This article summarises some of the main changes relevant to Value Added Tax, brought by the Chancellor in the 2003/04 Budget.Easing the burden



VAT Registration and Deregistration Limits

•Registration threshold raised to £56,000

•Deregistration threshold raised to £54,000

•With effect from 10 April 2003.



Flat Rate Scheme

•Maximum annual taxable turnover raised to £150,000 (VAT exclusive)

•Total annual turnover (including exempt and other non-taxable income) limit raised to £187,500

•Minor changes are made to the flat-rate percentages applied to some trade sectors and to the implementation of the scheme.

VATease Comment

- The flat rate scheme allows businesses to calculate their net VAT due based on a % of their turnover. It is intended to reduce the burden of accounting for VAT.

- We recommend that an exercise should be carried out before implementing the scheme to ascertain whether it is favourable.



Annual Accounting Scheme

•Maximum turnover level for immediate entry raised to £150,000.

VATease Comment

- The annual accounting scheme allows businesses to submit just one VAT return per year. It is intended to reduce the burden of accounting for VAT.
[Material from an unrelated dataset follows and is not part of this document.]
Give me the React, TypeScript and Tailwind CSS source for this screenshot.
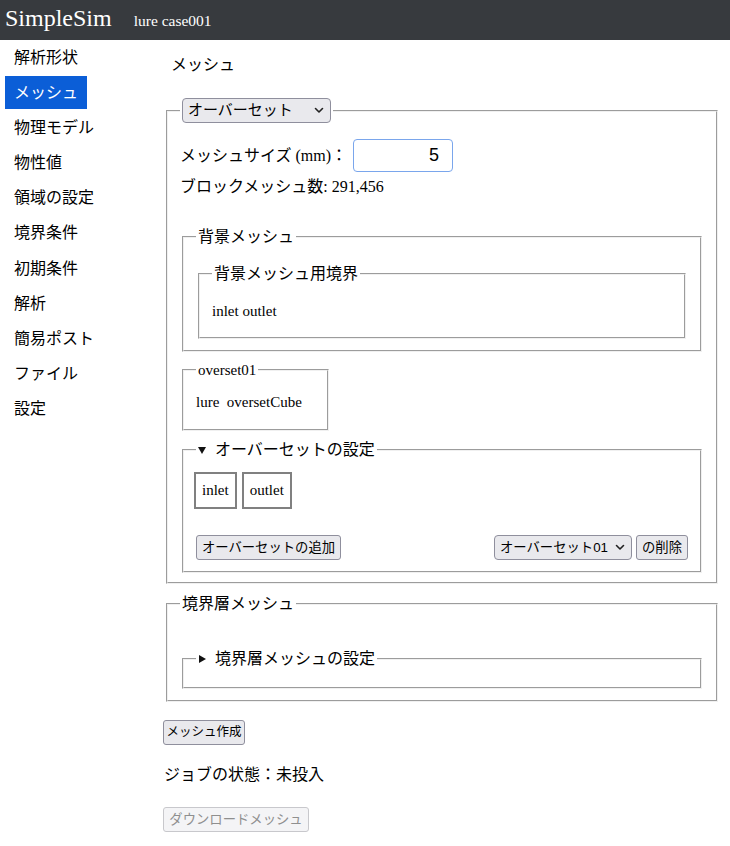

- Businesses with turnovers up to £150,000 can join immediately. Businesses with turnovers up to £600,000 can join after being registered for 12 months.



Import VAT

•A reduction of the amount of security required for the VAT element of the Duty Deferment Scheme for “approved” importers. In some cases to zero.

•With effect from 1 December 2003.

•Consultation to be carried out regarding “approval” criteria.

VATease Comment

- This affects all importers.

- There is no mention of the previous intention to introduce DAVIS (a delayed accounting system).



Non-EU Businesses providing electronically supplied services to EU consumers.

•Optional scheme will now allow these businesses to register and account for VAT electronically.

•Registration will be required in just one EU Member State rather than in each one where services are provided.

•Member State of registration will distribute the VAT due to the appropriate Members States.

•Changes to EU regulations to be made in July 2003 would have required such companies to register in each member state where they provided services to non-VAT registered people.

•With effect from 1 July 2003.

VATease Comment

- It appears that the electronic return to be submitted to the Member State of registration will require the details of VAT due in each Member State.

- This will affect companies like AOL who provides Internet services from the USA to private individuals.



Default Surcharge

•Although no Budget Notice has been released, the Chancellor specifically mentioned an increase to £150,000 of the limit below which penalties for late submission and payment of VAT returns will not automatically be applied.



Administrative Changes



Exchange of information with other EU Member States

•Legislation allowing UK Tax Authorities to assist other Member States is being consolidated. It is also paving the way for amendments that will need to be made following future changes in EU Law.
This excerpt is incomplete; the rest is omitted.